_Exercise_
Leave out the pictures and reproduce all of the data exactly.

_Collected data_
···

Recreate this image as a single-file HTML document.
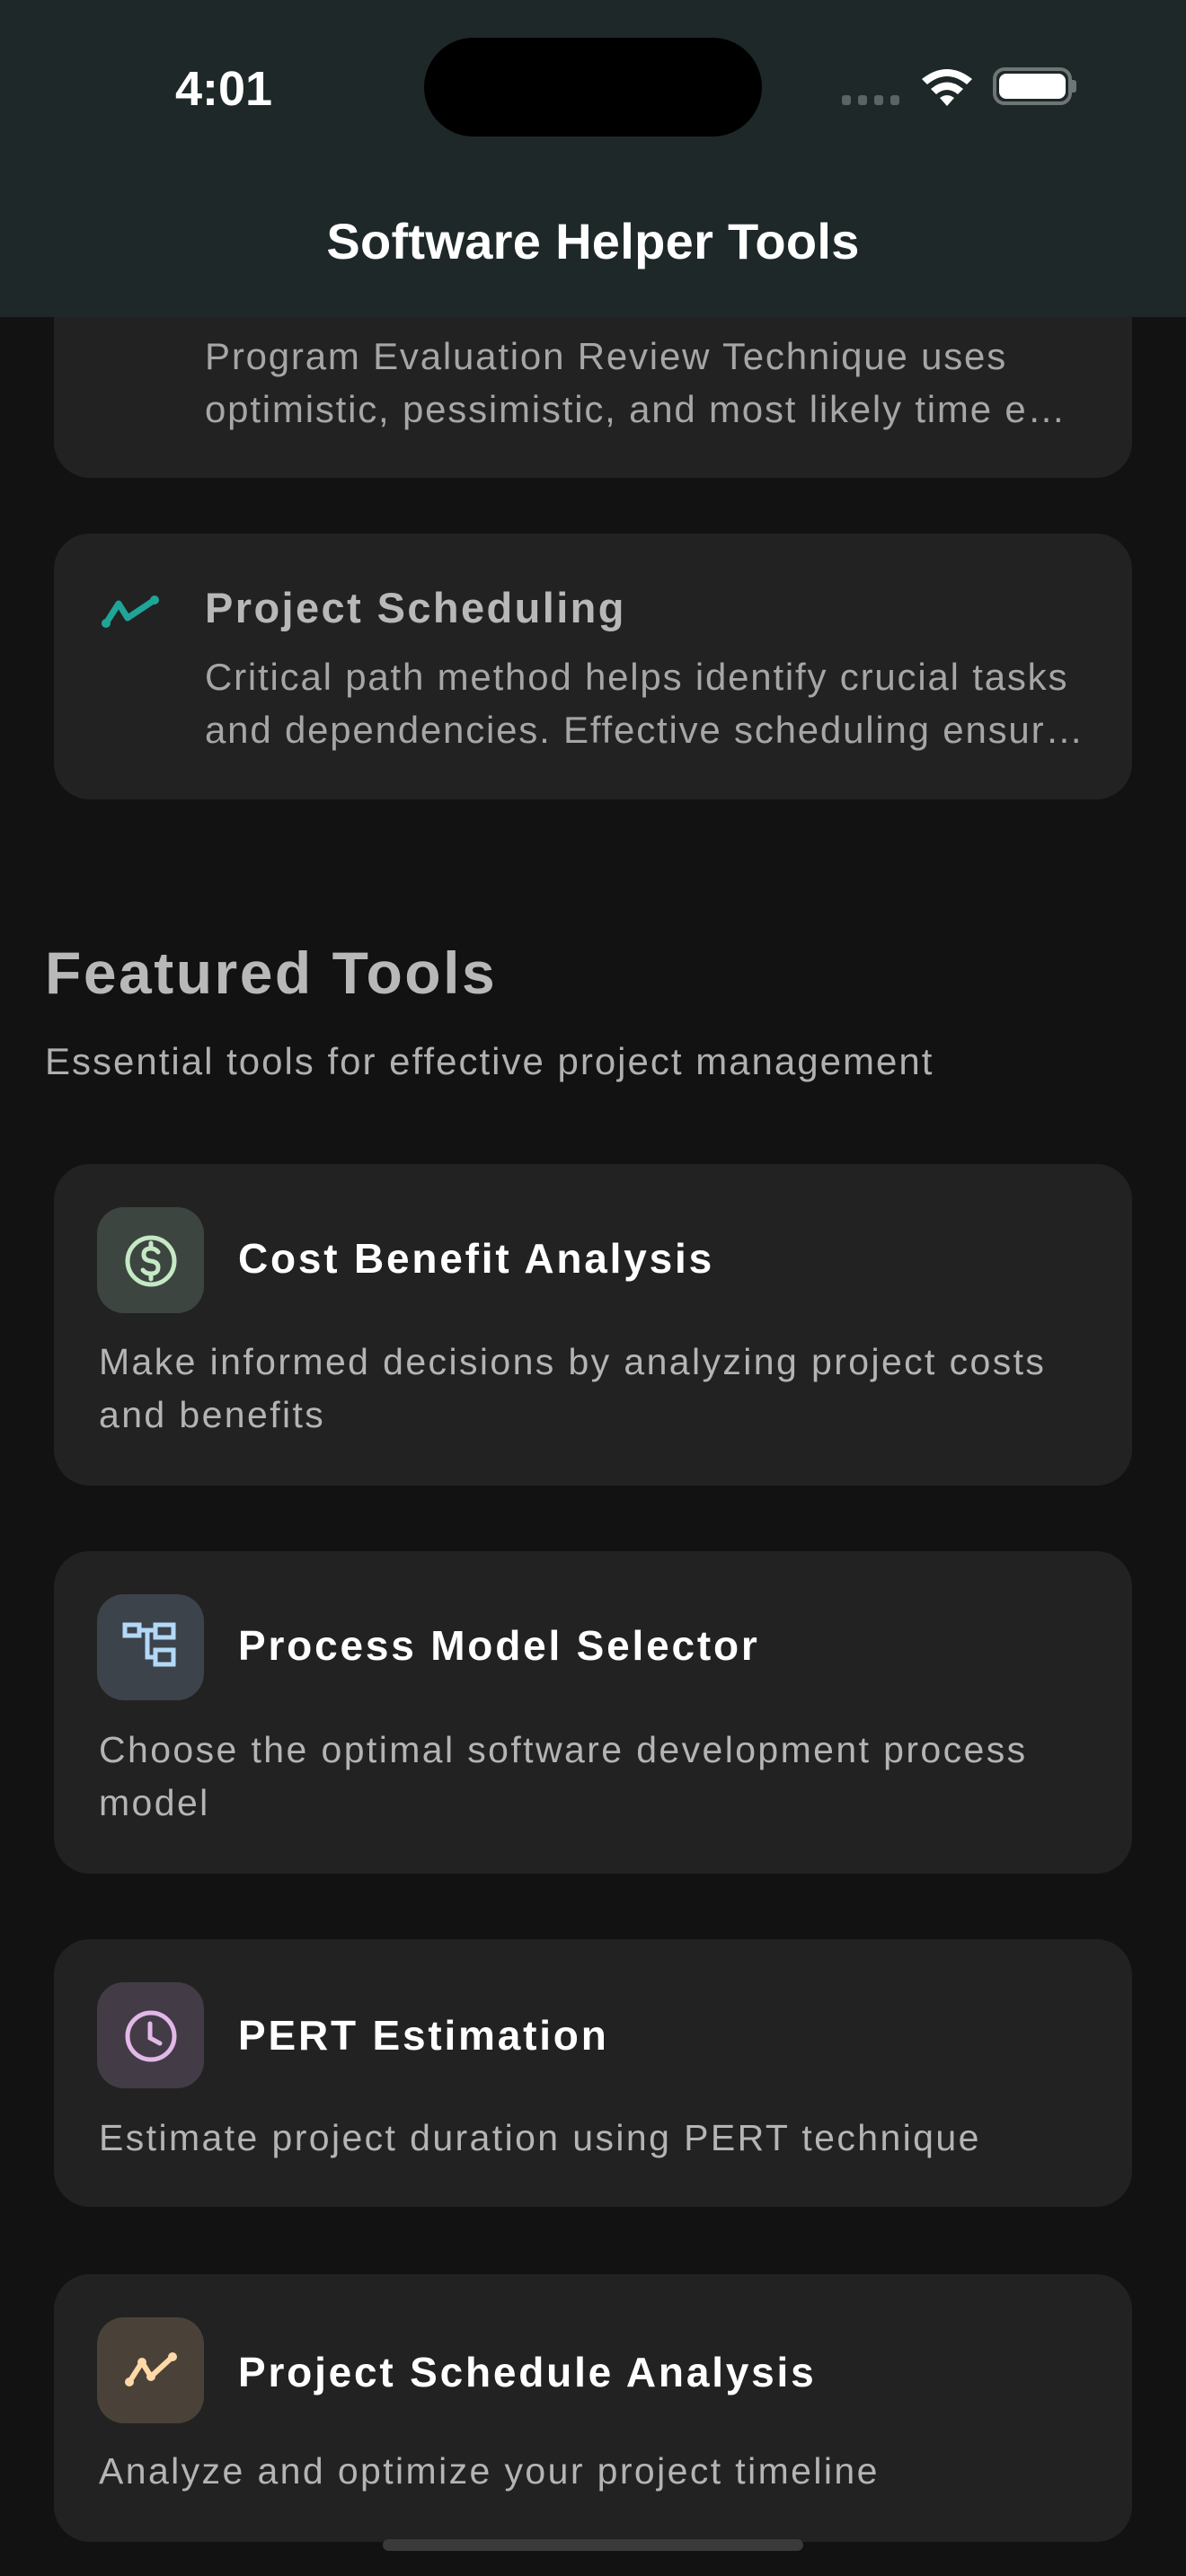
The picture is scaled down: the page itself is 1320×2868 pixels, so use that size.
<!DOCTYPE html>
<html><head><meta charset="utf-8"><style>
*{margin:0;padding:0;box-sizing:border-box}
body{width:1320px;height:2868px;background:#121212;position:relative;overflow:hidden;font-family:"Liberation Sans",sans-serif}
.abs{position:absolute}
.hdr{left:0;top:0;width:1320px;height:353px;background:#1f2828;z-index:5}
.card{position:absolute;left:60px;width:1200px;background:#222222;border-radius:40px}
.tdesc{position:absolute;left:168px;color:#a6a6a6;font-size:42px;letter-spacing:1.8px;white-space:nowrap;line-height:59px}
.fcard .ib{position:absolute;left:48px;top:48px;width:119px;height:118px;border-radius:30px}
.fcard .t{position:absolute;left:205px;color:#fff;font-weight:bold;font-size:46px;letter-spacing:2.8px;white-space:nowrap}
.fcard .d{position:absolute;left:50px;color:#b4b4b4;font-size:41px;letter-spacing:2.4px;line-height:59px;white-space:nowrap}
</style></head><body>
<div class="abs hdr">
  <div class="abs" style="left:195px;top:68px;color:#fff;font-size:54px;font-weight:bold">4:01</div>
  <div class="abs" style="left:472px;top:42px;width:376px;height:110px;border-radius:55px;background:#000"></div>
  <div class="abs" style="left:937px;top:106px;width:10px;height:11px;border-radius:3px;background:#5a6462"></div>
  <div class="abs" style="left:955px;top:106px;width:10px;height:11px;border-radius:3px;background:#5a6462"></div>
  <div class="abs" style="left:973px;top:106px;width:10px;height:11px;border-radius:3px;background:#5a6462"></div>
  <div class="abs" style="left:991px;top:106px;width:10px;height:11px;border-radius:3px;background:#5a6462"></div>
  <svg class="abs" style="left:1024px;top:74px" width="60" height="46" viewBox="0 0 60 46"><path d="M2 14 Q30 -8 58 14 L52 20 Q30 2 8 20Z M12 25 Q30 10 48 25 L42 31 Q30 21 18 31Z M22 35 Q30 29 38 35 L30 44Z" fill="#fff"/></svg>
  <div class="abs" style="left:1105px;top:75px;width:88px;height:42px;border:4px solid #6e7675;border-radius:13px"></div>
  <div class="abs" style="left:1112px;top:82px;width:74px;height:28px;background:#fff;border-radius:8px"></div>
  <div class="abs" style="left:1193px;top:89px;width:5px;height:14px;background:#6e7675;border-radius:0 3px 3px 0"></div>
  <div class="abs" style="left:0;top:236px;width:1320px;text-align:center;color:#fff;font-size:56px;font-weight:bold;letter-spacing:0.3px">Software Helper Tools</div>
</div>

<div class="card" style="top:200px;height:332px">
  <div class="tdesc" style="top:167px">Program Evaluation Review Technique uses</div>
  <div class="tdesc" style="top:226px">optimistic, pessimistic, and most likely time e…</div>
</div>
<div class="card" style="top:594px;height:296px">
  <svg class="abs" style="left:50px;top:64px" width="72" height="44" viewBox="0 0 72 44"><path d="M8 36 L22 14 L32 30 L62 10" stroke="#1fa598" stroke-width="7" fill="none" stroke-linecap="round" stroke-linejoin="round"/><circle cx="8" cy="36" r="5" fill="#1fa598"/><circle cx="62" cy="10" r="5" fill="#1fa598"/></svg>
  <div class="abs" style="left:168px;top:55px;color:#b8b8b8;font-weight:bold;font-size:47px;letter-spacing:2.4px">Project Scheduling</div>
  <div class="tdesc" style="top:130px">Critical path method helps identify crucial tasks</div>
  <div class="tdesc" style="top:189px">and dependencies. Effective scheduling ensur…</div>
</div>

<div class="abs" style="left:50px;top:1045px;color:#b8b8b8;font-weight:bold;font-size:66px;letter-spacing:2.5px">Featured Tools</div>
<div class="abs" style="left:50px;top:1158px;color:#b0b0b0;font-size:42px;letter-spacing:2px">Essential tools for effective project management</div>

<div class="card fcard" style="top:1296px;height:358px">
  <div class="ib" style="background:#3d4540"></div>
  <svg class="abs" style="left:76px;top:76px" width="64" height="64" viewBox="0 0 64 64"><circle cx="32" cy="32" r="26" stroke="#c5e8c5" stroke-width="5" fill="none"/><path d="M40 22 Q37 18 32 18 Q24 18 24 25 Q24 31 32 32 Q40 33 40 39 Q40 46 32 46 Q26 46 23 42 M32 12 V18 M32 46 V52" stroke="#c5e8c5" stroke-width="5" fill="none" stroke-linecap="round"/></svg>
  <div class="t" style="top:78px">Cost Benefit Analysis</div>
  <div class="d" style="top:191px">Make informed decisions by analyzing project costs</div>
  <div class="d" style="top:250px">and benefits</div>
</div>
<div class="card fcard" style="top:1727px;height:359px">
  <div class="ib" style="background:#3c434b"></div>
  <svg class="abs" style="left:76px;top:76px" width="64" height="64" viewBox="0 0 64 64"><g stroke="#b3d9f7" stroke-width="5" fill="none"><rect x="3" y="6" width="16" height="12"/><rect x="37" y="6" width="20" height="14"/><rect x="37" y="34" width="20" height="16"/><path d="M19 12 H37 M28 12 V42 H37"/></g></svg>
  <div class="t" style="top:78px">Process Model Selector</div>
  <div class="d" style="top:192px">Choose the optimal software development process</div>
  <div class="d" style="top:251px">model</div>
</div>
<div class="card fcard" style="top:2159px;height:298px">
  <div class="ib" style="background:#433c47"></div>
  <svg class="abs" style="left:76px;top:76px" width="64" height="64" viewBox="0 0 64 64"><circle cx="32" cy="32" r="26" stroke="#e3b8e8" stroke-width="5" fill="none"/><path d="M31 18 V34 L42 40" stroke="#e3b8e8" stroke-width="5" fill="none" stroke-linecap="round"/></svg>
  <div class="t" style="top:80px">PERT Estimation</div>
  <div class="d" style="top:192px">Estimate project duration using PERT technique</div>
</div>
<div class="card fcard" style="top:2532px;height:298px">
  <div class="ib" style="background:#4a4238"></div>
  <svg class="abs" style="left:76px;top:80px" width="64" height="56" viewBox="0 0 64 56"><path d="M8 40 L22 18 L32 34 L56 12" stroke="#ffd8a8" stroke-width="6" fill="none" stroke-linecap="round" stroke-linejoin="round"/><circle cx="8" cy="40" r="5" fill="#ffd8a8"/><circle cx="22" cy="18" r="5" fill="#ffd8a8"/><circle cx="32" cy="34" r="5" fill="#ffd8a8"/><circle cx="56" cy="12" r="5" fill="#ffd8a8"/></svg>
  <div class="t" style="top:82px">Project Schedule Analysis</div>
  <div class="d" style="top:190px">Analyze and optimize your project timeline</div>
</div>
<div class="abs" style="left:426px;top:2827px;width:468px;height:13px;border-radius:7px;background:#3a3a3a"></div>
</body></html>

···

_Correct result_
Recreate this image as a single-file HTML document.
The picture is scaled down: the page itself is 1320×2868 pixels, so use that size.
<!DOCTYPE html>
<html><head><meta charset="utf-8"><style>
*{margin:0;padding:0;box-sizing:border-box}
body{width:1320px;height:2868px;background:#121212;position:relative;overflow:hidden;font-family:"Liberation Sans",sans-serif}
.abs{position:absolute}
.hdr{left:0;top:0;width:1320px;height:353px;background:#1f2828;z-index:5}
.card{position:absolute;left:60px;width:1200px;background:#222222;border-radius:40px}
.tdesc{position:absolute;left:168px;color:#a6a6a6;font-size:42px;letter-spacing:1.8px;white-space:nowrap;line-height:59px}
.fcard .ib{position:absolute;left:48px;top:48px;width:119px;height:118px;border-radius:30px}
.fcard .t{position:absolute;left:205px;color:#fff;font-weight:bold;font-size:46px;letter-spacing:2.8px;white-space:nowrap}
.fcard .d{position:absolute;left:50px;color:#b4b4b4;font-size:41px;letter-spacing:2.4px;line-height:59px;white-space:nowrap}
</style></head><body>
<div class="abs hdr">
  <div class="abs" style="left:195px;top:68px;color:#fff;font-size:54px;font-weight:bold">4:01</div>
  <div class="abs" style="left:472px;top:42px;width:376px;height:110px;border-radius:55px;background:#000"></div>
  <div class="abs" style="left:937px;top:106px;width:10px;height:11px;border-radius:3px;background:#5a6462"></div>
  <div class="abs" style="left:955px;top:106px;width:10px;height:11px;border-radius:3px;background:#5a6462"></div>
  <div class="abs" style="left:973px;top:106px;width:10px;height:11px;border-radius:3px;background:#5a6462"></div>
  <div class="abs" style="left:991px;top:106px;width:10px;height:11px;border-radius:3px;background:#5a6462"></div>
  <svg class="abs" style="left:1024px;top:74px" width="60" height="46" viewBox="0 0 60 46"><path d="M2 14 Q30 -8 58 14 L52 20 Q30 2 8 20Z M12 25 Q30 10 48 25 L42 31 Q30 21 18 31Z M22 35 Q30 29 38 35 L30 44Z" fill="#fff"/></svg>
  <div class="abs" style="left:1105px;top:75px;width:88px;height:42px;border:4px solid #6e7675;border-radius:13px"></div>
  <div class="abs" style="left:1112px;top:82px;width:74px;height:28px;background:#fff;border-radius:8px"></div>
  <div class="abs" style="left:1193px;top:89px;width:5px;height:14px;background:#6e7675;border-radius:0 3px 3px 0"></div>
  <div class="abs" style="left:0;top:236px;width:1320px;text-align:center;color:#fff;font-size:56px;font-weight:bold;letter-spacing:0.3px">Software Helper Tools</div>
</div>

<div class="card" style="top:200px;height:332px">
  <div class="tdesc" style="top:167px">Program Evaluation Review Technique uses</div>
  <div class="tdesc" style="top:226px">optimistic, pessimistic, and most likely time e…</div>
</div>
<div class="card" style="top:594px;height:296px">
  <svg class="abs" style="left:50px;top:64px" width="72" height="44" viewBox="0 0 72 44"><path d="M8 36 L22 14 L32 30 L62 10" stroke="#1fa598" stroke-width="7" fill="none" stroke-linecap="round" stroke-linejoin="round"/><circle cx="8" cy="36" r="5" fill="#1fa598"/><circle cx="62" cy="10" r="5" fill="#1fa598"/></svg>
  <div class="abs" style="left:168px;top:55px;color:#b8b8b8;font-weight:bold;font-size:47px;letter-spacing:2.4px">Project Scheduling</div>
  <div class="tdesc" style="top:130px">Critical path method helps identify crucial tasks</div>
  <div class="tdesc" style="top:189px">and dependencies. Effective scheduling ensur…</div>
</div>

<div class="abs" style="left:50px;top:1045px;color:#b8b8b8;font-weight:bold;font-size:66px;letter-spacing:2.5px">Featured Tools</div>
<div class="abs" style="left:50px;top:1158px;color:#b0b0b0;font-size:42px;letter-spacing:2px">Essential tools for effective project management</div>

<div class="card fcard" style="top:1296px;height:358px">
  <div class="ib" style="background:#3d4540"></div>
  <svg class="abs" style="left:76px;top:76px" width="64" height="64" viewBox="0 0 64 64"><circle cx="32" cy="32" r="26" stroke="#c5e8c5" stroke-width="5" fill="none"/><path d="M40 22 Q37 18 32 18 Q24 18 24 25 Q24 31 32 32 Q40 33 40 39 Q40 46 32 46 Q26 46 23 42 M32 12 V18 M32 46 V52" stroke="#c5e8c5" stroke-width="5" fill="none" stroke-linecap="round"/></svg>
  <div class="t" style="top:78px">Cost Benefit Analysis</div>
  <div class="d" style="top:191px">Make informed decisions by analyzing project costs</div>
  <div class="d" style="top:250px">and benefits</div>
</div>
<div class="card fcard" style="top:1727px;height:359px">
  <div class="ib" style="background:#3c434b"></div>
  <svg class="abs" style="left:76px;top:76px" width="64" height="64" viewBox="0 0 64 64"><g stroke="#b3d9f7" stroke-width="5" fill="none"><rect x="3" y="6" width="16" height="12"/><rect x="37" y="6" width="20" height="14"/><rect x="37" y="34" width="20" height="16"/><path d="M19 12 H37 M28 12 V42 H37"/></g></svg>
  <div class="t" style="top:78px">Process Model Selector</div>
  <div class="d" style="top:192px">Choose the optimal software development process</div>
  <div class="d" style="top:251px">model</div>
</div>
<div class="card fcard" style="top:2159px;height:298px">
  <div class="ib" style="background:#433c47"></div>
  <svg class="abs" style="left:76px;top:76px" width="64" height="64" viewBox="0 0 64 64"><circle cx="32" cy="32" r="26" stroke="#e3b8e8" stroke-width="5" fill="none"/><path d="M31 18 V34 L42 40" stroke="#e3b8e8" stroke-width="5" fill="none" stroke-linecap="round"/></svg>
  <div class="t" style="top:80px">PERT Estimation</div>
  <div class="d" style="top:192px">Estimate project duration using PERT technique</div>
</div>
<div class="card fcard" style="top:2532px;height:298px">
  <div class="ib" style="background:#4a4238"></div>
  <svg class="abs" style="left:76px;top:80px" width="64" height="56" viewBox="0 0 64 56"><path d="M8 40 L22 18 L32 34 L56 12" stroke="#ffd8a8" stroke-width="6" fill="none" stroke-linecap="round" stroke-linejoin="round"/><circle cx="8" cy="40" r="5" fill="#ffd8a8"/><circle cx="22" cy="18" r="5" fill="#ffd8a8"/><circle cx="32" cy="34" r="5" fill="#ffd8a8"/><circle cx="56" cy="12" r="5" fill="#ffd8a8"/></svg>
  <div class="t" style="top:82px">Project Schedule Analysis</div>
  <div class="d" style="top:190px">Analyze and optimize your project timeline</div>
</div>
<div class="abs" style="left:426px;top:2827px;width:468px;height:13px;border-radius:7px;background:#3a3a3a"></div>
</body></html>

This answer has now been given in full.